— GIVEN EXERCISE —
Gather the lines below that include the string "React", copying each in full.

— RAW DATA —
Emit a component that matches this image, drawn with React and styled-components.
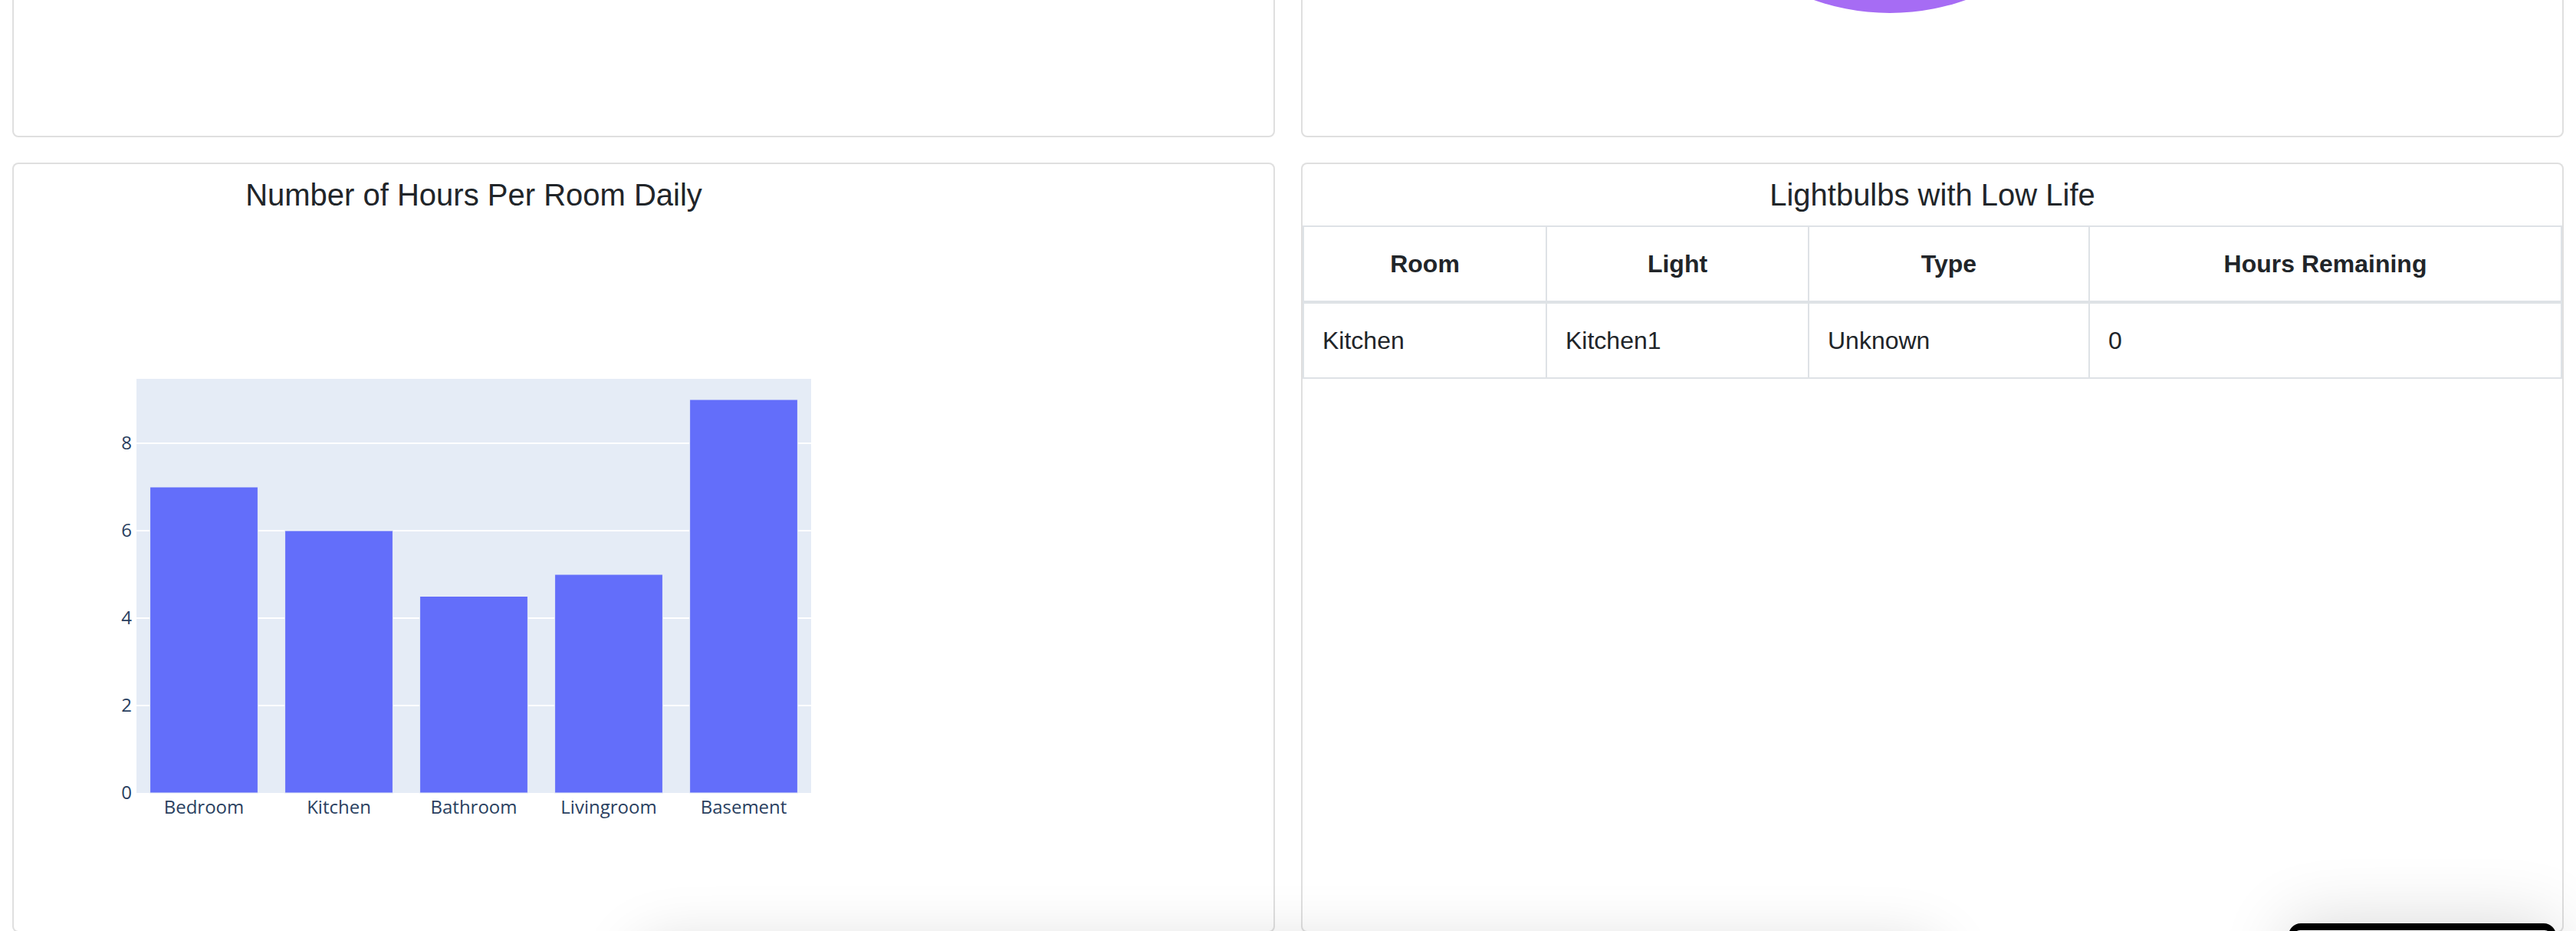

--

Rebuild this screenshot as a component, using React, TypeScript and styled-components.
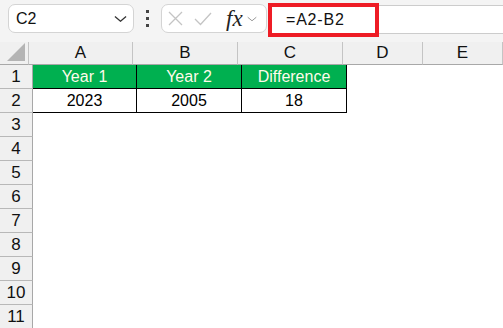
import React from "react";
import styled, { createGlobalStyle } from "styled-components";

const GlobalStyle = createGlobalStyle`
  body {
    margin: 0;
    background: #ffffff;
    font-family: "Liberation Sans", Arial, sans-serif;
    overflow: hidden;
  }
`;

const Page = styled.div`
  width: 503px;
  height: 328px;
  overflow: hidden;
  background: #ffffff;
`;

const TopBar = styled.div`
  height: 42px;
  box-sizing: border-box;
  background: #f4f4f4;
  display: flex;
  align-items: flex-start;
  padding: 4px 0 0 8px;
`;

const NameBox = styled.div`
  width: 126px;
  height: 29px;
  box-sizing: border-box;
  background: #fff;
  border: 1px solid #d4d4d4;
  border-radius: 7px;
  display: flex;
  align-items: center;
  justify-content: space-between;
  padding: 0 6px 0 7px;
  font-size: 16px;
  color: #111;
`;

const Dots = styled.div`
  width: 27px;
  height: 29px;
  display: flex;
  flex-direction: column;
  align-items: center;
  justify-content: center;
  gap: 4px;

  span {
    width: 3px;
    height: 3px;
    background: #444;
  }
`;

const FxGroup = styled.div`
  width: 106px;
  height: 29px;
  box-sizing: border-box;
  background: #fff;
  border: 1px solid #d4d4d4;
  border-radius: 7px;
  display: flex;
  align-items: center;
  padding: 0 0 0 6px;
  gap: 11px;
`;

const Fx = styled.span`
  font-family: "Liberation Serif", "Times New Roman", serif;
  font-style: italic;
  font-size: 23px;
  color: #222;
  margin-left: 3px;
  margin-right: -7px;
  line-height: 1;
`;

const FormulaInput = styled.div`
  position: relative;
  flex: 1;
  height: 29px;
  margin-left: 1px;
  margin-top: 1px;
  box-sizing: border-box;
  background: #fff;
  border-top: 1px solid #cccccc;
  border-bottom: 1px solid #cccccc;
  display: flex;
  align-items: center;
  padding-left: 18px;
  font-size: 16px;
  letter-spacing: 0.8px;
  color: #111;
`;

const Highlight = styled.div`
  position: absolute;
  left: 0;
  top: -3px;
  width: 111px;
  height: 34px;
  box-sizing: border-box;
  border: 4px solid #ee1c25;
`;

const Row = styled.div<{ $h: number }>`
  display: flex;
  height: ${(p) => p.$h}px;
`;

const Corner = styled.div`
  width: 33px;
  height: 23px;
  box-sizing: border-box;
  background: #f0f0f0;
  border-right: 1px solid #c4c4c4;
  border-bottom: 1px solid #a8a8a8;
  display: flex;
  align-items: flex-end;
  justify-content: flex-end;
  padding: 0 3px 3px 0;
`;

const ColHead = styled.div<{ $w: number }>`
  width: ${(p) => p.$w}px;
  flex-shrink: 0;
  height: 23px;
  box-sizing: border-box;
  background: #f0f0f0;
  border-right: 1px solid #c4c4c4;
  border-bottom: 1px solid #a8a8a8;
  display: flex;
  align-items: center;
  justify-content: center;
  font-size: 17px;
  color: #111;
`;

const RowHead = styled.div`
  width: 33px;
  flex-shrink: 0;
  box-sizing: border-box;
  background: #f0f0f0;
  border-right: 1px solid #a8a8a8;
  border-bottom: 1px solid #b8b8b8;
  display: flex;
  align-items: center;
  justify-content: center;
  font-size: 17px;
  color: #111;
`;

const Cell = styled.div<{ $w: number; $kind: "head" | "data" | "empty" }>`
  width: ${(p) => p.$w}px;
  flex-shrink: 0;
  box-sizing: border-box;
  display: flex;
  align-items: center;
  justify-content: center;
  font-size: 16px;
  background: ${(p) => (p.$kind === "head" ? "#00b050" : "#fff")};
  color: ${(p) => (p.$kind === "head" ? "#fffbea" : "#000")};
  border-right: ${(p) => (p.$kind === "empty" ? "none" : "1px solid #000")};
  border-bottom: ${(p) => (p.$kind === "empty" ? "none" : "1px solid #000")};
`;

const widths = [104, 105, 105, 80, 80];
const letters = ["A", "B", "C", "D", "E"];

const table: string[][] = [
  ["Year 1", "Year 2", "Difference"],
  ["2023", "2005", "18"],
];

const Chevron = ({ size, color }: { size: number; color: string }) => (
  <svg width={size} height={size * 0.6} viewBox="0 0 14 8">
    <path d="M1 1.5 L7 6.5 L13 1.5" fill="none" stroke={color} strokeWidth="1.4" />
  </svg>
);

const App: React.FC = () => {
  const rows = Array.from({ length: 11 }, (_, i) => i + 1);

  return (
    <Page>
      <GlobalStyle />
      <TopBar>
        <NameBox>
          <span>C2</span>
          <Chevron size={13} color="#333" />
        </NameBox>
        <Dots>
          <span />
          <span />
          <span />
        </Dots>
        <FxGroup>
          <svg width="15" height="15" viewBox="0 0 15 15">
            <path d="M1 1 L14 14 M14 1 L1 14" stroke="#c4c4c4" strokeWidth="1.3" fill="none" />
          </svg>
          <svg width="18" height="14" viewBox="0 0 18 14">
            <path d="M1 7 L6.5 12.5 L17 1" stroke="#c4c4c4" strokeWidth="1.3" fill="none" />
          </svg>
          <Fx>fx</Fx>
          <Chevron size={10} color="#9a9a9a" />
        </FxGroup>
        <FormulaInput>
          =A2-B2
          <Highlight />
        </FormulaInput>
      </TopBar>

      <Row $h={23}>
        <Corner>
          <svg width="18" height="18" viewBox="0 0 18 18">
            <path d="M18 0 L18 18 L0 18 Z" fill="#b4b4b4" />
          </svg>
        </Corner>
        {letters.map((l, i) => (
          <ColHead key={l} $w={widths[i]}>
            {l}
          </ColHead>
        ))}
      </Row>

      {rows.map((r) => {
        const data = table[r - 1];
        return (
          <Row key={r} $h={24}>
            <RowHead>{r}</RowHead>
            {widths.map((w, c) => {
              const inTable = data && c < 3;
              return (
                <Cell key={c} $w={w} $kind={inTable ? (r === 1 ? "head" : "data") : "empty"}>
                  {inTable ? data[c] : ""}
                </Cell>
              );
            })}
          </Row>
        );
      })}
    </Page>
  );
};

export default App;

— COMPLETE OUTPUT —
Emit a component that matches this image, drawn with React and styled-components.
Rebuild this screenshot as a component, using React, TypeScript and styled-components.
import React from "react";
const App: React.FC = () => {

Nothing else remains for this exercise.